Gli altri apostoli-teneri!-lo accompagnano sperando di risollevargli il morale.

E invece nulla, pesca infruttuosa; il sordo dolore di Pietro allontana anche i pesci.

Ma Gesù, come spesso accade, aspetta Pietro alla fine della notte.

Gesù ci aspetta sempre alla fine della notte. Di ogni notte.

Il clima è pesante.

Nessuno fiata mentre riassettano le reti.

Un silenzio rotto solo da quel rompiscatole che si avvicina per attaccare

bottone e chiede notizie sulla pesca.

Nessuno ha voglia di parlare la schiena curva, il capo chino, il cuore asciutto

e sanguinante.

«Riprendete il largo e gettate le reti»

Tutti si fermano.

Andrea guarda Giovanni che guarda Tommaso che guarda Pietro.

Come scusa? Cos’ha detto? Cosa?

Nessuno fiata, riprendono il largo, gettano le reti dalla parte debole e accade.

È Lui. Amami, Pietro

Il silenzio, ora, è gravido.

Gesù si comporta con naturalezza, scherza, ride, mangia con loro.

Poi tenta il tutto per tutto e prende da parte Pietro.

L’ultima volta che si erano visti era stato al sinedrio.

«Mi ami, Simone?»

«Come faccio ad amarti, Rabbì, come oso ancora dirtelo, come faccio?» pensa Pietro.

«Ti voglio bene» risponde Simone.

«Mi ami, Simone?»

«Basta, basta Signore, lo sai che non sono capace, piantala!» pensa Pietro.

«Ti voglio bene» risponde Simone.

«Mi vuoi bene, Simone?»

Pietro tace, ora. È scosso, ancora una volta.

È Gesù che abbassa il tiro, è Lui che si adegua alle nostre esigenze.

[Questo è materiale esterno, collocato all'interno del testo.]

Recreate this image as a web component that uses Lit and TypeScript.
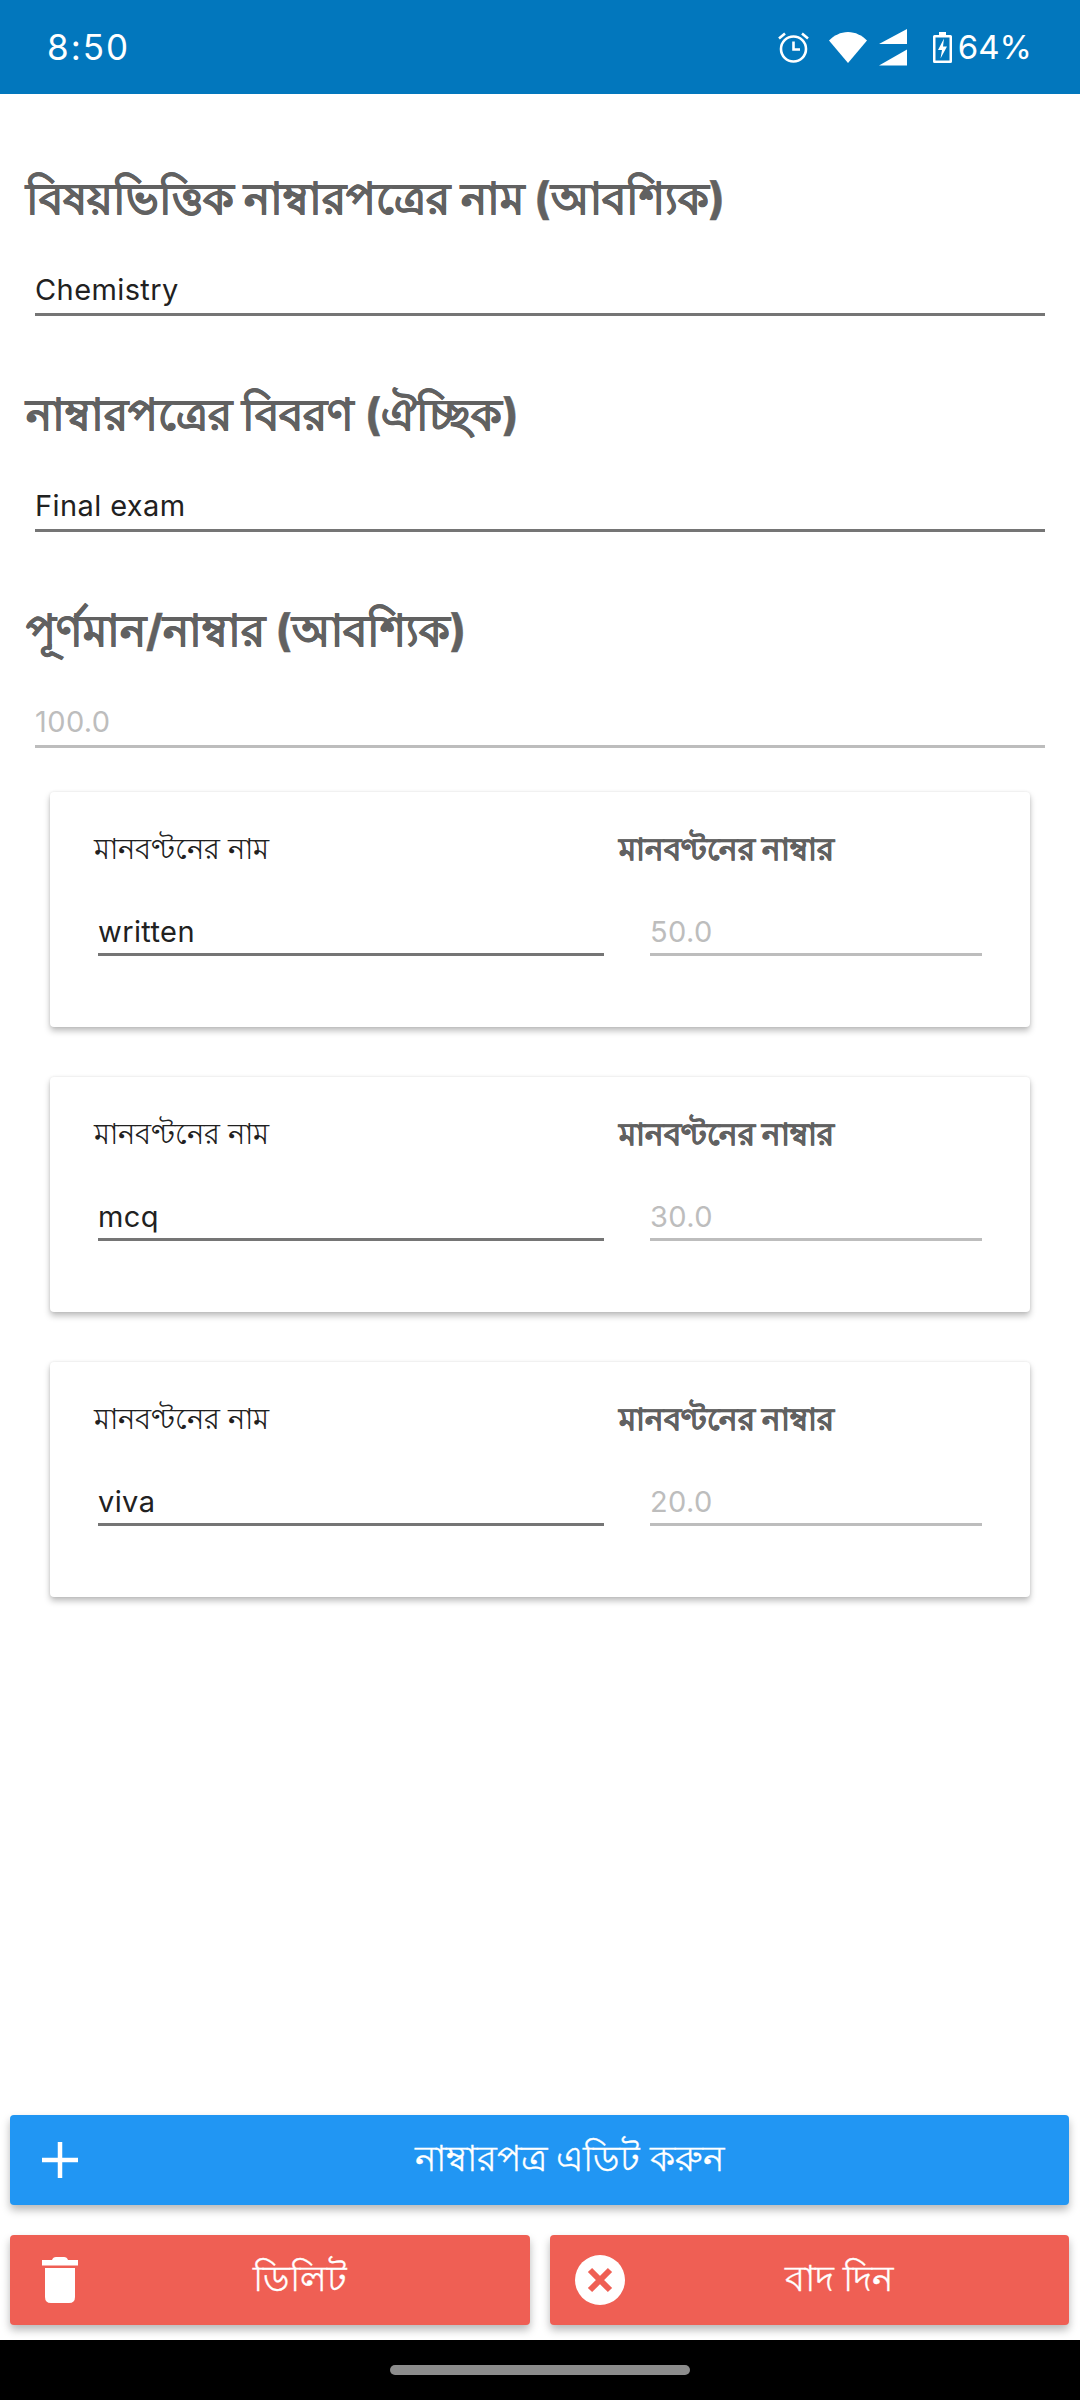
import { LitElement, html, css } from "lit";
import { customElement } from "lit/decorators.js";

@customElement("app-root")
export class AppRoot extends LitElement {
  static styles = css`
    :host { display: block; width: 1080px; height: 2400px; background: #fff; font-family: "Inter", "Noto Sans", sans-serif; overflow: hidden; }
    .page { display: flex; flex-direction: column; height: 2400px; }
    .status { height: 94px; background: #0277bd; color: #fff; display: flex; align-items: center; padding: 0 48px 0 47px; flex: none; font-size: 35px; }
    .status .time { flex: 1; letter-spacing: 2px; }
    .status .icons { display: flex; align-items: center; font-size: 33px; }
    .status svg { display: block; }
    .alarm { margin-right: 20px; }
    .wifi { margin-right: 12px; }
    .signal { margin-right: 26px; }
    .battery { margin-right: 6px; }
    .form { flex: 1; padding: 75px 35px 0 26px; }
    .section { margin-bottom: 69px; }
    .title { font-size: 43.7px; line-height: 60px; font-weight: 700; color: #616161; -webkit-text-stroke: .5px #616161; }
    .input { margin: 41px 0 0 9px; height: 43px; line-height: 40px; font-size: 29px; letter-spacing: .4px; color: #212121; border-bottom: 3px solid #757575; }
    .input.off { color: #bdbdbd; border-color: #bdbdbd; }
    .section.last { margin-bottom: 44px; }
    .card { width: 980px; height: 235px; box-sizing: border-box; margin: 0 0 50px 24px; padding: 37px 48px 0 44px; background: #fff; border-radius: 4px; box-shadow: 0 4px 6px rgba(0,0,0,.25), 0 0 3px rgba(0,0,0,.1); display: grid; grid-template-columns: 510px 364px; column-gap: 14px; }
    .lbl { font-size: 29px; line-height: 40px; color: #212121; }
    .lbl.b { font-size: 30.5px; font-weight: 700; color: #616161; padding-left: 1px; -webkit-text-stroke: .5px #616161; }
    .card .input { margin: 44px 0 0 4px; height: 40px; line-height: 38px; }
    .card .input.off { margin-left: 32px; }
    .btns { display: flex; flex-direction: column; gap: 30px; padding: 0 11px 15px 10px; flex: none; }
    .row { display: flex; gap: 20px; }
    .btn { flex: 1 0 0; height: 90px; border-radius: 4px; color: #fff; display: grid; grid-template-columns: 100px 1fr 40px; align-items: center; font-size: 35.5px; font-weight: 500; box-shadow: 0 5px 8px rgba(0,0,0,.28); }
    .btn.blue { flex: none; }
    .btn .ic { display: flex; justify-content: center; align-items: center; }
    .btn .tx { text-align: center; padding-top: 2px; -webkit-text-stroke: .3px #fff; }
    .blue { background: #2196f3; }
    .red { background: #ef5f54; }
    .nav { height: 60px; background: #000; flex: none; display: flex; justify-content: center; align-items: flex-start; }
    .pill { width: 300px; height: 10px; margin-top: 25px; border-radius: 5px; background: #8c8c8c; }
  `;

  field(t: string, v: string, off = false, last = false) {
    return html`<div class="section ${last ? "last" : ""}">
      <div class="title">${t}</div>
      <div class="input ${off ? "off" : ""}">${v}</div>
    </div>`;
  }

  card(n: string, v: string) {
    return html`<div class="card">
      <div><div class="lbl">মানবণ্টনের নাম</div><div class="input">${n}</div></div>
      <div><div class="lbl b">মানবণ্টনের নাম্বার</div><div class="input off">${v}</div></div>
    </div>`;
  }

  render() {
    return html`<div class="page">
      <div class="status">
        <div class="time">8:50</div>
        <div class="icons">
          <svg class="alarm" width="31" height="32" viewBox="0 0 31 32" fill="none" stroke="#fff" stroke-width="2.6">
            <circle cx="15.5" cy="18" r="12.5"/>
            <path d="M15.5 10.5V18.5H22"/>
            <path d="M1 7.5L7 2.5M30 7.5L24 2.5"/>
          </svg>
          <svg class="wifi" width="38" height="31" viewBox="0 0 38 31"><path fill="#fff" d="M0 8.5C5 3.5 11.5 0 19 0S33 3.500 38 8.500L19 31Z"/></svg>
          <svg class="signal" width="28" height="37" viewBox="0 0 28 37"><path fill="#fff" d="M0 15L28 0V15ZM0 36.500L28 20.500V36.500Z"/></svg>
          <svg class="battery" width="19" height="31" viewBox="0 0 19 31">
            <path fill="#fff" fill-rule="evenodd" d="M6 0H13V3H17.500Q19 3 19 4.500V29.500Q19 31 17.500 31H1.500Q0 31 0 29.500V4.500Q0 3 1.500 3H6ZM2.500 5.500V28.500H16.500V5.500Z"/>
            <path fill="#fff" d="M11 6.500L5 18H9L7.500 26.500L14 14.500H10Z"/>
          </svg>
          <span>64%</span>
        </div>
      </div>
      <div class="form">
        ${this.field("বিষয়ভিত্তিক নাম্বারপত্রের নাম (আবশ্যিক)", "Chemistry")}
        ${this.field("নাম্বারপত্রের বিবরণ (ঐচ্ছিক)", "Final exam")}
        ${this.field("পূর্ণমান/নাম্বার (আবশ্যিক)", "100.0", true, true)}
        ${this.card("written", "50.0")}
        ${this.card("mcq", "30.0")}
        ${this.card("viva", "20.0")}
      </div>
      <div class="btns">
        <div class="btn blue">
          <div class="ic"><svg width="36" height="36" viewBox="0 0 36 36"><path fill="#fff" d="M15.750 0H20.250V15.750H36V20.250H20.250V36H15.750V20.250H0V15.750H15.750Z"/></svg></div>
          <div class="tx">নাম্বারপত্র এডিট করুন</div><div></div>
        </div>
        <div class="row">
          <div class="btn red">
            <div class="ic"><svg width="36" height="46" viewBox="0 0 36 46"><path fill="#fff" d="M10 3Q11 0 14 0H22Q25 0 26 3H36V8.500H0V3ZM3 11H33V40Q33 46 27 46H9Q3 46 3 40Z"/></svg></div>
            <div class="tx">ডিলিট</div><div></div>
          </div>
          <div class="btn red">
            <div class="ic"><svg width="50" height="50" viewBox="0 0 50 50"><circle cx="25" cy="25" r="25" fill="#fff"/><path d="M15 15L35 35M35 15L15 35" stroke="#ef5f54" stroke-width="6"/></svg></div>
            <div class="tx">বাদ দিন</div><div></div>
          </div>
        </div>
      </div>
      <div class="nav"><div class="pill"></div></div>
    </div>`;
  }
}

Pietro ha un groppo in gola.

A Gesù non importa nulla della fragilità di Pietro, né del suo tradimento,

non gli importa se non è all’altezza, non gli importa se non sarà capace.

Chiede a Pietro solo di amarlo come riesce.

«Cosa vuoi che ti dica, Maestro?

Tu sai tutto, tu mi conosci, sai quanto ti voglio bene».

Sorride, ora, il Signore. Sorride.

Pietro è pronto; saprà aiutare i fratelli poveri ora che ha accettato la sua

povertà, sarà un buon Papa.

Sorride il Signore e gli dice, come anche a tutti noi: «Seguimi».

È così amici, dopo una notte terribile, il Signore ci chiede se lo amiamo,

rispondiamogli di sì anche se abbiamo la morte nel cuore: “Seguiamolo nella

sua avventura, io l’ho fatto amici e non me ne pento, Santa Domenica Fausto.